Williams had done brief imitations of the Fleischer Popeye well before he was cast to play Popeye, and I think that Altman really began with little more than the “high concept” of building a movie from Williams' imitations.

Altman began with a disturbing lack of awareness. At the start of the process, Feiffer had to explain to Altman that, in requesting a script about Popeye, one had to identify whether one were talking about Segar's comic strip, the early Fleischer cartoons, some later comic strip, some later cartoons, or something still else.

The charm of Popeye derives primarily from its sensibilities, even though most never recognize the flavor. Although Thimble Theater and the Fleischer cartoons were not overtly labelled as Jewish, their sensibilities were very much those of American Jews of the early 20th Century. Anybody find that in Altman's movie?

It makes little sense to try to create a movie from what is at its heart a comic strip if indeed a movie cannot or should not be much like a comic strip. (Perhaps a live-action movie cannot or should not.)

BillyWitchDoctor said...

More importantly, at the time the idea of a "live-action cartoon" was simply unachievable. Hollywood should have learned its lesson with Spielberg's 1941, which was much funnier as an unrestrained raunchy, obscene Heavy Metal comic book than a PG-rated movie. Physical effects just cannot match cartoon pacing. (Today we have CGI.)

In 1980, masters of make-up effects could transform Williams into a reasonable breathing facsimile of the Sailor Man, and he played the character beautifully--but as he thrashes around in a studio tank with a rubber octopus that is only slightly more lively than the one in Ed Wood's Bride of the Monster, the pace of the action becomes as waterlogged as Swee'pea's diaper.

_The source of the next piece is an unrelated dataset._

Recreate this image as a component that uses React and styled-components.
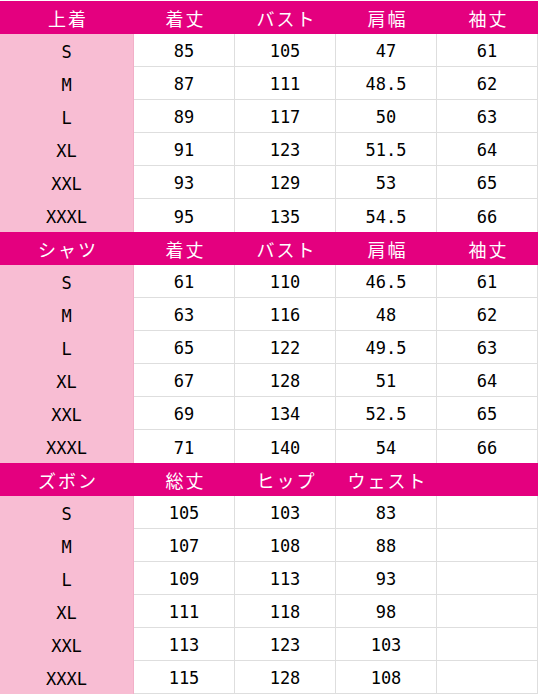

Comic-level vitality issues aside, the movie fails because it is about nothing. Misunderstanding the intent of the plot, critics and fans whined about Popeye's spinach-phobia, but the real weakness is that this ugly little loner builds a complete loving family and community while searching for his father...and not once did I get the feeling that this was the intended theme. There is no theme. It's all just "Look! Live-action Popeye! Check out the casting! Isn't Duvall perfect for Olive? Look at the money we spent on Sweethaven! All for nothing! Nothing! Ha ha ha ha (sob)..."

See also: Warren Beatty's Dick Tracy. I remember matte paintings from it, I remember big-name cameos from it...but the only complete scene and plot point I still remember is the revelation of Junior's full name. The crummy old RKO pictures are more satisfying and memorable.

Pappy said...

Billy, Daniel, Mike, thanks to all of you for your letters. The movie Popeye seems to stir some strong feelings one way or the other.

My wife, who doesn't like comics and never read a Popeye comic strip loved the movie and told everyone how much she liked it. I winced at her enthusiasm at the time because all I could see in the movie was where it didn't meet my own feelings about the character, about Segar's comic strip, my love of the Bud Sagendorf Popeye comic book of the fifties and the Fleischer cartoons shown every weekday afternoon on television. But in retrospect I knew that going into the theater. I was predisposed to some negativity just based on Hollywood's audacity in trying to bring the comic character to life with an actor. I was surprised there were things I liked (the aforementioned Duvall performance, for instance). I was not as familiar with Williams' work or comedic style because I didn't watch Mork and Mindy. I wonder if that bothered an audience which went to the movie expecting Williams to do more of what they were familiar with of his comedic style.

But the movie itself wasn't the subject of my post, which was a satire of the movie drawn by one of my favorite cartoonists, John Severin. I am usually surprised that what I show, or a remark I may make, can turn the discussion into something different from my original intention.